- _Challenge_
Write the listing below out again exactly, dropping the images.

- _Data section_

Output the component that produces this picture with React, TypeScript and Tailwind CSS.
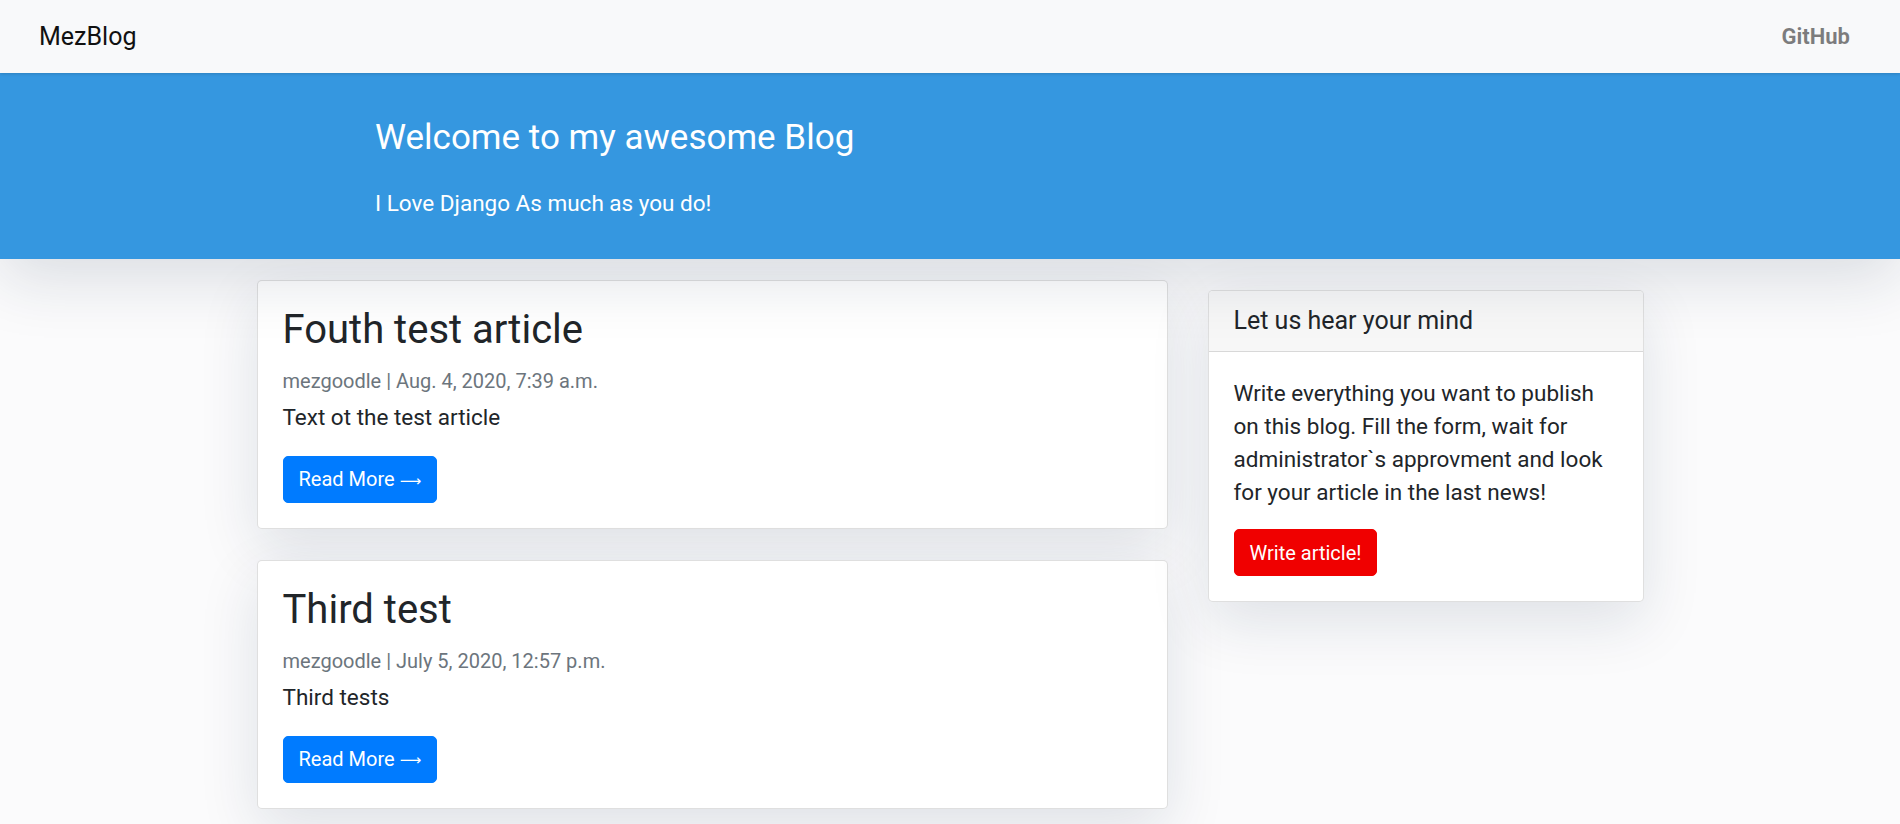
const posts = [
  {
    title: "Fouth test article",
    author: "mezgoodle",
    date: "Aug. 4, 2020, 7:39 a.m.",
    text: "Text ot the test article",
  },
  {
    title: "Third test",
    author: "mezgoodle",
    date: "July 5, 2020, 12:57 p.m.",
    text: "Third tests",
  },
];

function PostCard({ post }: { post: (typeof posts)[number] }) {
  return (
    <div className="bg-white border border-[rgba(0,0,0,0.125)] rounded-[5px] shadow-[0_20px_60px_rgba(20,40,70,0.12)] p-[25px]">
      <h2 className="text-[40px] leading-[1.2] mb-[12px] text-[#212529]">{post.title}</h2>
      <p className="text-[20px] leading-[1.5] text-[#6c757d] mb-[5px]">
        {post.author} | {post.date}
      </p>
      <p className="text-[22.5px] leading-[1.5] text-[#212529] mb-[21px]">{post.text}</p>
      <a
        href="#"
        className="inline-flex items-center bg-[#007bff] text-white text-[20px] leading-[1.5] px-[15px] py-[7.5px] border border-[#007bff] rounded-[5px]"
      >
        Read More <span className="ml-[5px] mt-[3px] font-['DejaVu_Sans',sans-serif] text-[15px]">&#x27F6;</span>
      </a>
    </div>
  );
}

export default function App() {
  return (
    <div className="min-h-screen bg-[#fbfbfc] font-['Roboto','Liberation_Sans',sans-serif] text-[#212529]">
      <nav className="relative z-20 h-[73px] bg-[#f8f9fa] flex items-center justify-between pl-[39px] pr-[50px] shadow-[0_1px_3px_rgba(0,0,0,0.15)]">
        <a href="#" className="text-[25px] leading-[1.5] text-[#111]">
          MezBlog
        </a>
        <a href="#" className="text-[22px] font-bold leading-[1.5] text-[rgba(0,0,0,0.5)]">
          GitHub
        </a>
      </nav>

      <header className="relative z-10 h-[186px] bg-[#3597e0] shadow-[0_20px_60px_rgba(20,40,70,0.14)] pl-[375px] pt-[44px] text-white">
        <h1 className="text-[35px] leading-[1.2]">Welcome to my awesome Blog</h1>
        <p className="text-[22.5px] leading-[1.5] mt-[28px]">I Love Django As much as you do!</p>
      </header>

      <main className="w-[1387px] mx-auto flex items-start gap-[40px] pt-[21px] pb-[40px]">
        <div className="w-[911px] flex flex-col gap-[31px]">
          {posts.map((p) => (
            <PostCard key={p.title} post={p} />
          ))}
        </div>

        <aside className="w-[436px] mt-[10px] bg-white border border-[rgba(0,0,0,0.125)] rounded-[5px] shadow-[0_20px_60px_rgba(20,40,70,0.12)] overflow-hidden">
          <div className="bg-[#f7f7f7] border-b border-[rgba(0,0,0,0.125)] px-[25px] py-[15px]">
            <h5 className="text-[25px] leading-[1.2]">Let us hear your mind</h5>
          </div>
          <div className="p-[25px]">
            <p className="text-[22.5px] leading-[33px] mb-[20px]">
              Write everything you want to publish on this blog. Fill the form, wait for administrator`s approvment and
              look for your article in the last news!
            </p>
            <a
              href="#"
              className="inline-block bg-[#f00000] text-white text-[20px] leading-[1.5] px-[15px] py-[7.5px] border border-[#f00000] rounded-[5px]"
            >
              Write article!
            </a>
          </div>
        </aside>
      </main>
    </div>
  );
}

- _Full solution_
Output the component that produces this picture with React, TypeScript and Tailwind CSS.
const posts = [
  {
    title: "Fouth test article",
    author: "mezgoodle",
    date: "Aug. 4, 2020, 7:39 a.m.",
    text: "Text ot the test article",
  },
  {
    title: "Third test",
    author: "mezgoodle",
    date: "July 5, 2020, 12:57 p.m.",
    text: "Third tests",
  },
];

function PostCard({ post }: { post: (typeof posts)[number] }) {
  return (
    <div className="bg-white border border-[rgba(0,0,0,0.125)] rounded-[5px] shadow-[0_20px_60px_rgba(20,40,70,0.12)] p-[25px]">
      <h2 className="text-[40px] leading-[1.2] mb-[12px] text-[#212529]">{post.title}</h2>
      <p className="text-[20px] leading-[1.5] text-[#6c757d] mb-[5px]">
        {post.author} | {post.date}
      </p>
      <p className="text-[22.5px] leading-[1.5] text-[#212529] mb-[21px]">{post.text}</p>
      <a
        href="#"
        className="inline-flex items-center bg-[#007bff] text-white text-[20px] leading-[1.5] px-[15px] py-[7.5px] border border-[#007bff] rounded-[5px]"
      >
        Read More <span className="ml-[5px] mt-[3px] font-['DejaVu_Sans',sans-serif] text-[15px]">&#x27F6;</span>
      </a>
    </div>
  );
}

export default function App() {
  return (
    <div className="min-h-screen bg-[#fbfbfc] font-['Roboto','Liberation_Sans',sans-serif] text-[#212529]">
      <nav className="relative z-20 h-[73px] bg-[#f8f9fa] flex items-center justify-between pl-[39px] pr-[50px] shadow-[0_1px_3px_rgba(0,0,0,0.15)]">
        <a href="#" className="text-[25px] leading-[1.5] text-[#111]">
          MezBlog
        </a>
        <a href="#" className="text-[22px] font-bold leading-[1.5] text-[rgba(0,0,0,0.5)]">
          GitHub
        </a>
      </nav>

      <header className="relative z-10 h-[186px] bg-[#3597e0] shadow-[0_20px_60px_rgba(20,40,70,0.14)] pl-[375px] pt-[44px] text-white">
        <h1 className="text-[35px] leading-[1.2]">Welcome to my awesome Blog</h1>
        <p className="text-[22.5px] leading-[1.5] mt-[28px]">I Love Django As much as you do!</p>
      </header>

      <main className="w-[1387px] mx-auto flex items-start gap-[40px] pt-[21px] pb-[40px]">
        <div className="w-[911px] flex flex-col gap-[31px]">
          {posts.map((p) => (
            <PostCard key={p.title} post={p} />
          ))}
        </div>

        <aside className="w-[436px] mt-[10px] bg-white border border-[rgba(0,0,0,0.125)] rounded-[5px] shadow-[0_20px_60px_rgba(20,40,70,0.12)] overflow-hidden">
          <div className="bg-[#f7f7f7] border-b border-[rgba(0,0,0,0.125)] px-[25px] py-[15px]">
            <h5 className="text-[25px] leading-[1.2]">Let us hear your mind</h5>
          </div>
          <div className="p-[25px]">
            <p className="text-[22.5px] leading-[33px] mb-[20px]">
              Write everything you want to publish on this blog. Fill the form, wait for administrator`s approvment and
              look for your article in the last news!
            </p>
            <a
              href="#"
              className="inline-block bg-[#f00000] text-white text-[20px] leading-[1.5] px-[15px] py-[7.5px] border border-[#f00000] rounded-[5px]"
            >
              Write article!
            </a>
          </div>
        </aside>
      </main>
    </div>
  );
}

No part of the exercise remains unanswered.